Chiral polytopes of full rank exist only in ranks \(4\) and \(5\) (Q2042130)

Let \({\mathcal P}\) be a skeletal polytope (the definition is recalled in the paper) of rank \(n\) in \({\mathbb E}^d\), and let \(G(\mathcal P)\) be its symmetry group, that is, the group of isometries of \({\mathbb E}^d\) that permute the set of \(i\)-faces of \(\mathcal P\), for each \(i\). Then \(\mathcal P\) is called chiral if \(G(\mathcal P)\) induces two orbits on flags such that adjacent flags belong to distinct orbits (intuitively, a chiral polytope has maximal rotational symmetry, but no reflectional symmetry). The polytope \(\mathcal P\) is said to be of full rank if \(n=d\) if \(\mathcal P\) is finite, and \(n-1=d\) if \(\mathcal P\) is infinite.
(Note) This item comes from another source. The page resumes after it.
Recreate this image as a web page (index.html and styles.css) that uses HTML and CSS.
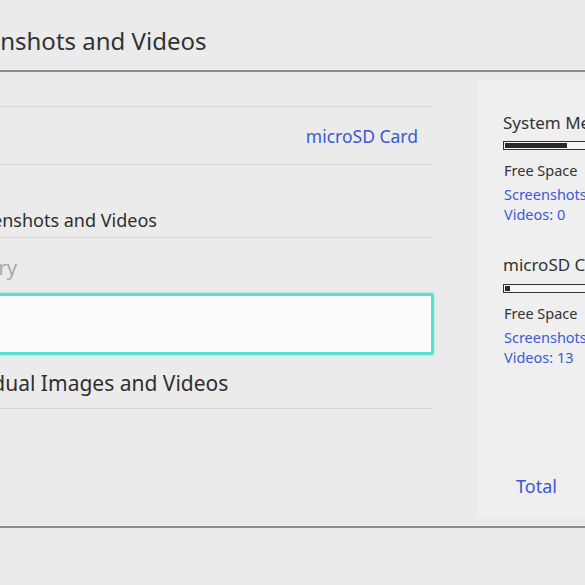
FILE: index.html
```html
<!DOCTYPE html>
<html lang="en">

<head>
  <meta charset="UTF-8">
  <title>Manage Screenshots and Videos</title>
  <link rel="stylesheet" href="styles.css">
</head>

<body>
  <header class="top">
    <h1>Screenshots and Videos</h1>
  </header>

  <main class="main">
    <div class="list">
      <div class="row">
        <span class="label">Save Location</span>
        <span class="value">microSD Card</span>
      </div>
      <div class="row row-copy">
        <span class="label">Copy All Screenshots and Videos</span>
      </div>
      <div class="row row-off">
        <span class="label">System Memory</span>
      </div>
      <div class="row row-focus">
        <span class="label">Delete</span>
      </div>
      <div class="row row-manage">
        <span class="label">Manage Individual Images and Videos</span>
      </div>
    </div>

    <aside class="panel">
      <div class="storage">
        <h3>System Memory</h3>
        <div class="bar"><div class="fill" style="width: 62px"></div></div>
        <div class="free">Free Space</div>
        <div class="count">Screenshots: 0</div>
        <div class="count">Videos: 0</div>
      </div>
      <div class="storage second">
        <h3>microSD Card</h3>
        <div class="bar"><div class="fill" style="width: 5px"></div></div>
        <div class="free">Free Space</div>
        <div class="count">Screenshots: 0</div>
        <div class="count">Videos: 13</div>
      </div>
      <div class="total">Total</div>
    </aside>
  </main>

  <footer class="bottom"></footer>
</body>

</html>
```

FILE: styles.css
```css
body {
  margin: 0;
  width: 585px;
  height: 585px;
  overflow: hidden;
  background: #ebebeb;
  font-family: "Noto Sans", "Open Sans", sans-serif;
  color: #2f2f2f;
  display: flex;
  flex-direction: column;
}

.top {
  height: 72px;
  box-sizing: border-box;
  padding-top: 10px;
  border-bottom: 2px solid #8d8d8d;
  display: flex;
  align-items: center;
}

.top h1 {
  margin: 0 0 0 -61px;
  font-size: 24px;
  font-weight: 400;
  white-space: nowrap;
  color: #333;
}

.main {
  height: 454px;
  border-bottom: 2px solid #8d8d8d;
  display: flex;
  gap: 46px;
}

/* left list, cropped on the left */
.list {
  margin-left: -300px;
  width: 732px;
  flex-shrink: 0;
  padding-top: 34px;
}

.row {
  display: flex;
  align-items: center;
  justify-content: space-between;
  border-top: 1px solid #d5d5d5;
  height: 57px;
  padding-right: 14px;
  white-space: nowrap;
  font-size: 18px;
}

.row .value {
  color: #3b58d4;
  font-size: 17.5px;
}

.row-copy {
  height: 73px;
  align-items: flex-end;
  padding-bottom: 5px;
  box-sizing: border-box;
}

.row-copy .label {
  margin-left: 184px;
}

.row-off {
  height: 56px;
  font-size: 20px;
  color: #a8a8a8;
  align-items: flex-start;
  padding-top: 16px;
  box-sizing: border-box;
}

.row-off .label {
  margin-left: 165px;
}

.row-focus {
  border: 3px solid #55e2cf;
  border-radius: 2px;
  background: #fbfbfb;
  height: 56px;
  margin-right: -2px;
  box-shadow: 0 0 3px rgba(85, 226, 207, 0.6);
}

.row-manage {
  border-top: none;
  border-bottom: 1px solid #d5d5d5;
  height: 54px;
  font-size: 21px;
  padding-top: 2px;
  box-sizing: border-box;
}

.row-manage .label {
  margin-left: 152px;
}

/* storage info on the right */
.panel {
  flex: 1;
  margin: 8px 0;
  background: #efefef;
  padding: 33px 0 22px 25px;
  display: flex;
  flex-direction: column;
  white-space: nowrap;
}

.storage h3 {
  margin: 0;
  font-size: 17px;
  font-weight: 400;
  line-height: 20px;
  color: #333;
}

.bar {
  margin-top: 8px;
  height: 7px;
  width: 200px;
  border: 1px solid #333;
  background: #f5f5f5;
  padding: 0 1px;
  display: flex;
  align-items: center;
}

.bar .fill {
  height: 5px;
  background: #2a2a2a;
}

.free {
  margin-top: 10px;
  margin-left: 1px;
  font-size: 14.5px;
  line-height: 20px;
  color: #333;
}

.count {
  margin-left: 1px;
  font-size: 14.5px;
  line-height: 20px;
  color: #3d5ad6;
}

.free + .count {
  margin-top: 4px;
}

.second {
  margin-top: 31px;
}

.second .bar {
  margin-top: 9px;
}

.total {
  margin-top: auto;
  margin-left: 13px;
  font-size: 18px;
  line-height: 20px;
  color: #3b58d4;
}

.bottom {
  flex: 1;
}
```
It is known that chiral polytopes of full rank \(n\) do not exist if \(n=2\) or \(n=3\) and that they do exist for \(n=4\) and \(n=5\). The present paper proves that a chiral polytope of full rank can only have rank \(4\) or \(5\). The proof is achieved after collecting sufficiently many constraints for chiral polytopes. The author mentions some questions on complete classifications that remain open.